Was das Europäische Parlament von nationalen Parlamenten in seinen Befugnissen unterscheidet, ist vor allem das Initiativrecht. Die Abgeordneten können selbst zwar eine neue EU-Regelung anregen, sie aber allein nicht vorbereiten. Die Befugnis dafür hat einzig die EU-Kommission. Sie arbeitet die Erstfassung aller Vorschläge aus. Aber dieses Parlament trägt zu einer Gewaltenteilung auf europäischer Ebene bei – einer gegenseitigen Balance von Regierungen, gemeinsamer Verwaltung und ihren direkt gewählten Volksvertretern.
„Die Demokratie ist keine Frage der Zweckmäßigkeit, sondern der Sittlichkeit“, sagte einmal der ehemalige deutsche Bundeskanzler Willy Brandt.
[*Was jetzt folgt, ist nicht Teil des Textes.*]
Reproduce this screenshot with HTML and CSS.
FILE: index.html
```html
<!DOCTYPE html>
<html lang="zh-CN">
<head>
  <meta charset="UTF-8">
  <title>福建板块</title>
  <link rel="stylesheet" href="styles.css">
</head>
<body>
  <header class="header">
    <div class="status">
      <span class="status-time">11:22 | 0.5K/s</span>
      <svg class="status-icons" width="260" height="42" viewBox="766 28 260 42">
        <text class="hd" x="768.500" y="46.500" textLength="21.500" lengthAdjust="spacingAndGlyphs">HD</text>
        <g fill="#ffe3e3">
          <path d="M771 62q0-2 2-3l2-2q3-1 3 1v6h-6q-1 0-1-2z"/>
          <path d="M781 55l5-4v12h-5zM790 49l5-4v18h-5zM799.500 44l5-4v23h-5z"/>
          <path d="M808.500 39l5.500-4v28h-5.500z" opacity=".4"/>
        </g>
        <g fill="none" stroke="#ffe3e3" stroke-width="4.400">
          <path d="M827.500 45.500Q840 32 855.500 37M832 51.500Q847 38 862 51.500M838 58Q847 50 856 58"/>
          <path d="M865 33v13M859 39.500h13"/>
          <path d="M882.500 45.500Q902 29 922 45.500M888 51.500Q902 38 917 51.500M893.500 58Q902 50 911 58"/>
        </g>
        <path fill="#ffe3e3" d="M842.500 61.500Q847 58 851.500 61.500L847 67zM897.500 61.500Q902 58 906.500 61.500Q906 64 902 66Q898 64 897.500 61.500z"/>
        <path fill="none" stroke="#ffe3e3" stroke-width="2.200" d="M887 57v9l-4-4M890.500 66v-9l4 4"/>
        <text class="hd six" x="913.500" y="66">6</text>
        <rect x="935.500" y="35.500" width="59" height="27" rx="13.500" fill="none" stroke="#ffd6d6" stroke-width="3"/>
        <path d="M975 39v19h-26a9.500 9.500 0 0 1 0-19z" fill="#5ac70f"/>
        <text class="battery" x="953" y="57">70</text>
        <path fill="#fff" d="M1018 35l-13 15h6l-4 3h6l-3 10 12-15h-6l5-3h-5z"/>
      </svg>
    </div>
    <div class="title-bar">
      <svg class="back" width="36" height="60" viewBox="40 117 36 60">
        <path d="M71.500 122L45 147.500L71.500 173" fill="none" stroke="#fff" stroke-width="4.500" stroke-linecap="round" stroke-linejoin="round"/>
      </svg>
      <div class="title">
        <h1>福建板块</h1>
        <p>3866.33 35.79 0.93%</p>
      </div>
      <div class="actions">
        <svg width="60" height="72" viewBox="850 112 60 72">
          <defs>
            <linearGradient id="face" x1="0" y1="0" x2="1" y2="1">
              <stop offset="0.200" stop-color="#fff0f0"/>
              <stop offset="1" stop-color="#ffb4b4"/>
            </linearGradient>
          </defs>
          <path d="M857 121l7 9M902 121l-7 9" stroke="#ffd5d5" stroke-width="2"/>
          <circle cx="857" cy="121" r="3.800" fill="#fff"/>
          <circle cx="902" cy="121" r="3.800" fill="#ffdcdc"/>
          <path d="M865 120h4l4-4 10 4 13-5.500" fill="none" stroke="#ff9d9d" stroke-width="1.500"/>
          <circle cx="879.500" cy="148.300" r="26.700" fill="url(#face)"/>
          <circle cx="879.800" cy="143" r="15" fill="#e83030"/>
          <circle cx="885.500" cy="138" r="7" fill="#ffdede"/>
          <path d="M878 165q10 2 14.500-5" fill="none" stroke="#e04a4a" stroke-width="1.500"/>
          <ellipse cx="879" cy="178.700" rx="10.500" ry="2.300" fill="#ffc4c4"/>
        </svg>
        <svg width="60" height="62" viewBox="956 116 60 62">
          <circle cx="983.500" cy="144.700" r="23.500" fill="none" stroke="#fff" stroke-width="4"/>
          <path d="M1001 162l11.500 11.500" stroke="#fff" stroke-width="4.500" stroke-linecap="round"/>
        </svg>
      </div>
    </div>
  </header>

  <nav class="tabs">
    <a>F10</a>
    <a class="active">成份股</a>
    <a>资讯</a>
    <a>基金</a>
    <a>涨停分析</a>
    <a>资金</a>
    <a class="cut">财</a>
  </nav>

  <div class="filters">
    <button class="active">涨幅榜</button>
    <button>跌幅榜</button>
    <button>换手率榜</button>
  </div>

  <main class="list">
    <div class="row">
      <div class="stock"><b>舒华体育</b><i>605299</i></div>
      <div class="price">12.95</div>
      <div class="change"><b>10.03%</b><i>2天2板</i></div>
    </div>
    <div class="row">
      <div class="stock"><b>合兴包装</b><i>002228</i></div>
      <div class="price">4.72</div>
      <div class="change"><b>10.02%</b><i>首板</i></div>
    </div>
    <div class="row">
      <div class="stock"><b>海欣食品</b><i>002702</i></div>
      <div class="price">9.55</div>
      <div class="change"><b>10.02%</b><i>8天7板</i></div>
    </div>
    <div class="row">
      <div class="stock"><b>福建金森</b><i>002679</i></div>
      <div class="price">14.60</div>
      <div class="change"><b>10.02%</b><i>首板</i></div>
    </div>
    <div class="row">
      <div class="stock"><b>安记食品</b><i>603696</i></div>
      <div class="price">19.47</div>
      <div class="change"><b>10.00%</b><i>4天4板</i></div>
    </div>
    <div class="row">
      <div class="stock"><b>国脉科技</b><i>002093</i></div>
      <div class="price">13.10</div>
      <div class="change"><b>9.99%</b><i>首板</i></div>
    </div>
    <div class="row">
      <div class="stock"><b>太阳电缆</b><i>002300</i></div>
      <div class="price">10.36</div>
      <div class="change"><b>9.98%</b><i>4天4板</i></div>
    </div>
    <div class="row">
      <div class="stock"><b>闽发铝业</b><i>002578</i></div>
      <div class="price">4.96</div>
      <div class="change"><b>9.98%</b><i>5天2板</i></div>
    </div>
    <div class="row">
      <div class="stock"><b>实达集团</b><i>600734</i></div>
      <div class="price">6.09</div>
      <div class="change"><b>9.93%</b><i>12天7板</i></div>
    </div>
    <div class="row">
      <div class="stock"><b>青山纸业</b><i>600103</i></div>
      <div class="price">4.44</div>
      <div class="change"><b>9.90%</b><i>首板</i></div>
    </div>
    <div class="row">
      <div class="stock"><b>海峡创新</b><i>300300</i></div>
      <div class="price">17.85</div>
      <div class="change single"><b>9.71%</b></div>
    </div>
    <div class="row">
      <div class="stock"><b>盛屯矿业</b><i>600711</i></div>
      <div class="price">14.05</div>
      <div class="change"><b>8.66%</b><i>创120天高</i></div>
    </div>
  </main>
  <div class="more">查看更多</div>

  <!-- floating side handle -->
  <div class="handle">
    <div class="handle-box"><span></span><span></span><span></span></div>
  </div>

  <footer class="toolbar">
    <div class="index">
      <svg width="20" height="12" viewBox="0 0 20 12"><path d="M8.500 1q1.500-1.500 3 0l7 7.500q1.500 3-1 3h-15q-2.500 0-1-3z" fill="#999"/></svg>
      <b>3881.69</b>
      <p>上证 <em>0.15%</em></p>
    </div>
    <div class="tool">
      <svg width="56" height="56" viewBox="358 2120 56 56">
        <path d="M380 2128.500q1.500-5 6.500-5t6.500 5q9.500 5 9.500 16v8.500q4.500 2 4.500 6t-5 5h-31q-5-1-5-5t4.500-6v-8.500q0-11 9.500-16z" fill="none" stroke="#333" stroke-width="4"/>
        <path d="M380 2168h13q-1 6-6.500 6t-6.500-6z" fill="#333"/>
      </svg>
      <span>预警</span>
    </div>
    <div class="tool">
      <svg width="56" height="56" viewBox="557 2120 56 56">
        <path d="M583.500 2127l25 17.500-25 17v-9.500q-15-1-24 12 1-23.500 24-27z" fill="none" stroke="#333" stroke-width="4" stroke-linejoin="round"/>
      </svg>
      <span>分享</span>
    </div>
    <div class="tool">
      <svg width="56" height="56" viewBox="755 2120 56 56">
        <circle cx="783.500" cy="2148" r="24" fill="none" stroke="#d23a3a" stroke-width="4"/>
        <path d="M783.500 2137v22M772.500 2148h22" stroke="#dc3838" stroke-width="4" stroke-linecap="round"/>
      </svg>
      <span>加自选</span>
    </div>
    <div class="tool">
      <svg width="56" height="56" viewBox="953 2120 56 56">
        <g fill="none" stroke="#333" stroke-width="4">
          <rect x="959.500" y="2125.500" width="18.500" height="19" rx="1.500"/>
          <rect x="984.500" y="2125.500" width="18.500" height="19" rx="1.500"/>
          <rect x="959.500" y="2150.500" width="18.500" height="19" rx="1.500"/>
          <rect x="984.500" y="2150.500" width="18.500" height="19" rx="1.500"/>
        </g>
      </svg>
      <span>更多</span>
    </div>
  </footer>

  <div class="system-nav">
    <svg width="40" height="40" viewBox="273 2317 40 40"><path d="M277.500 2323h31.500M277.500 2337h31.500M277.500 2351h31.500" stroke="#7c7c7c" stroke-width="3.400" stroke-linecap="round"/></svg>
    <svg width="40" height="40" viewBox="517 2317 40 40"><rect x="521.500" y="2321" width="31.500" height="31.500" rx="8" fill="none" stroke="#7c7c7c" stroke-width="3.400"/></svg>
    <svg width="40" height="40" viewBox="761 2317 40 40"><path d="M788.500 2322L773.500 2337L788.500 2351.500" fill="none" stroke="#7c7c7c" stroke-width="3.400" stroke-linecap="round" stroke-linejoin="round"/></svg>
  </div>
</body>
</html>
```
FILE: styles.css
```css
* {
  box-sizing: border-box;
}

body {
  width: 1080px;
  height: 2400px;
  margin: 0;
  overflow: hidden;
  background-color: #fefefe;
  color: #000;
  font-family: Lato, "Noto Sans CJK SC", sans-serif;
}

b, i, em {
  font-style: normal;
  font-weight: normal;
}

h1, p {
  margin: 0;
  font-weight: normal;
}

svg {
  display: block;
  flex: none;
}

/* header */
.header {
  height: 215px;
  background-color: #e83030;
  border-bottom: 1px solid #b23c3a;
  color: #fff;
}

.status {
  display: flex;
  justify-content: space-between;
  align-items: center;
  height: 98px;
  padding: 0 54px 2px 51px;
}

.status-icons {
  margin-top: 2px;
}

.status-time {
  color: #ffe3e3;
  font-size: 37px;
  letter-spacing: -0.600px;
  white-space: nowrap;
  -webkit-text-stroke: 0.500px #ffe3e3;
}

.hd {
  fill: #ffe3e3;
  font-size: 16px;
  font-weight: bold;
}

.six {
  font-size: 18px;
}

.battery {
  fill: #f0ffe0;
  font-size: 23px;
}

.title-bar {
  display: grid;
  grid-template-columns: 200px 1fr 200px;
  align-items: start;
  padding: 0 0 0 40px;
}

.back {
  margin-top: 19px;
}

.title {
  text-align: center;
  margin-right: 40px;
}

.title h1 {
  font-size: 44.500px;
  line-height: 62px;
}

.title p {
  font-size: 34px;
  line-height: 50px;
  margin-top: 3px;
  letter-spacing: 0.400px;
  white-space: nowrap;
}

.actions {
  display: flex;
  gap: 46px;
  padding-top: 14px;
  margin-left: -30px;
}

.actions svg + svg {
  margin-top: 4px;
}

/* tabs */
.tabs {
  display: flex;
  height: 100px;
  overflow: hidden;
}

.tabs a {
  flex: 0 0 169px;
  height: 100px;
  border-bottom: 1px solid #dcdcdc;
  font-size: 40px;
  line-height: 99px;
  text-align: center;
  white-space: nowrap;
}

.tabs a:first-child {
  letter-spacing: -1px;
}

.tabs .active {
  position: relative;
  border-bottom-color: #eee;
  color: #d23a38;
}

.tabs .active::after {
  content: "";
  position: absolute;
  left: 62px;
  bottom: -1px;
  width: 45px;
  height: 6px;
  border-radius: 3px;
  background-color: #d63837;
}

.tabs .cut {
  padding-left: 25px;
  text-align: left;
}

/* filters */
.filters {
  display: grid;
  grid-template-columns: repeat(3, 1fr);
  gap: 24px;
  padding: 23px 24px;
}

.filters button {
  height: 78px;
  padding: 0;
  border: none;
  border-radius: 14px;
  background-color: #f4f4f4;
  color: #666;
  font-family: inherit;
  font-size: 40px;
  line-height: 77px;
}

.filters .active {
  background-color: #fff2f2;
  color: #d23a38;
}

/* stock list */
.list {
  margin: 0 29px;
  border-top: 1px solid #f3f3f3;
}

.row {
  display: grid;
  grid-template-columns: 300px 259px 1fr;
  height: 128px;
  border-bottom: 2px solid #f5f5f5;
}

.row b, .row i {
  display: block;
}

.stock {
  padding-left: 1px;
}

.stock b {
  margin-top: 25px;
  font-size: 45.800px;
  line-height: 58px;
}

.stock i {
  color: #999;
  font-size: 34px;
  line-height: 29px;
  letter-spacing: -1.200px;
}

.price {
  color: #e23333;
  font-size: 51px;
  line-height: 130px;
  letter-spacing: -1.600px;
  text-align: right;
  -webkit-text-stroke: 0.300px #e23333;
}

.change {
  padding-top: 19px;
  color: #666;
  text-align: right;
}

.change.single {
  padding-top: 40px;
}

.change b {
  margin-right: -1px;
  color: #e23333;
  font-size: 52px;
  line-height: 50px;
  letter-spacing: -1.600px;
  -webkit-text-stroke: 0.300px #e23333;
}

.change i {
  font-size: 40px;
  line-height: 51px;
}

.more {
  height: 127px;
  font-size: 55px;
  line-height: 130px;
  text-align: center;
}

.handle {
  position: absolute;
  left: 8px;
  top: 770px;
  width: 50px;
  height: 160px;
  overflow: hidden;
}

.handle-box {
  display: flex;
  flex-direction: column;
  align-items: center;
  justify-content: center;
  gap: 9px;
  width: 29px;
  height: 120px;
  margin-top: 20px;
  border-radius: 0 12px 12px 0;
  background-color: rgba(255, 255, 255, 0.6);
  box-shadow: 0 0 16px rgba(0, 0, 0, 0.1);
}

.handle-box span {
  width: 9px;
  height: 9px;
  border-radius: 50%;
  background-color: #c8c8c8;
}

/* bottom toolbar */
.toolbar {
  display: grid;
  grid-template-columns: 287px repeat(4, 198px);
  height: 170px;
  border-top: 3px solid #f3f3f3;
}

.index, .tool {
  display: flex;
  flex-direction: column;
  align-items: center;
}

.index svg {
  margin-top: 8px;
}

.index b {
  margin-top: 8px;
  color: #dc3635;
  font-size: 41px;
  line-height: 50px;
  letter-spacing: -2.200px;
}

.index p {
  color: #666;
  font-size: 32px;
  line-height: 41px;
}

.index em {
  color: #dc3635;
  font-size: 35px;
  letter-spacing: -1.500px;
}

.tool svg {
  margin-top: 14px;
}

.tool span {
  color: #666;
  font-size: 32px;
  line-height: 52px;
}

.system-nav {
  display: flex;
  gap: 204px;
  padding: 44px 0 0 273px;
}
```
Würde das Europäische Parlament nicht bestehen, keinen Machtausgleich auf europäischer Ebene garantieren, wer würde dann über die gemeinsame Politik dieser Gemeinschaft bestimmen? Es wären allein die Vertreter der EU-Regierungen, die in den meisten Fällen nicht direkt gewählt sind. Sie würden hinter verschlossenen Türen im Rat der EU ihre Entscheidungen treffen – ohne Kontrolle, Transparenz und Gegengewicht. Das wären die optimalen Voraussetzungen für einen politischen Basar unterschiedlicher innenpolitischer Interessen, der im Sinne Brandts vielleicht manchmal für den eigenen Machterhalt zweckmäßiger, mit großer Wahrscheinlichkeit aber nicht sittlicher wäre.
Umfang der Mitentscheidung
Das Europäische Parlament ist neben dem Rat der EU das wichtigste Legislativorgan der Gemeinschaft. Die direkt gewählten Abgeordneten entscheiden gleichberechtigt bei fast allen Politikfeldern mit, wenige Ausnahmen gibt es in der Außen- und Wettbewerbspolitik. In der Legislaturperiode 2014 bis 2019 entschied das Parlament über 1128 EU-Gesetze (neue und geänderte Richtlinien und Verordnungen), es behandelte dabei 32.231 Änderungsanträge. Insgesamt tagten die Abgeordneten 2003 Stunden im Plenum, ein Vielfaches davon in Ausschüssen.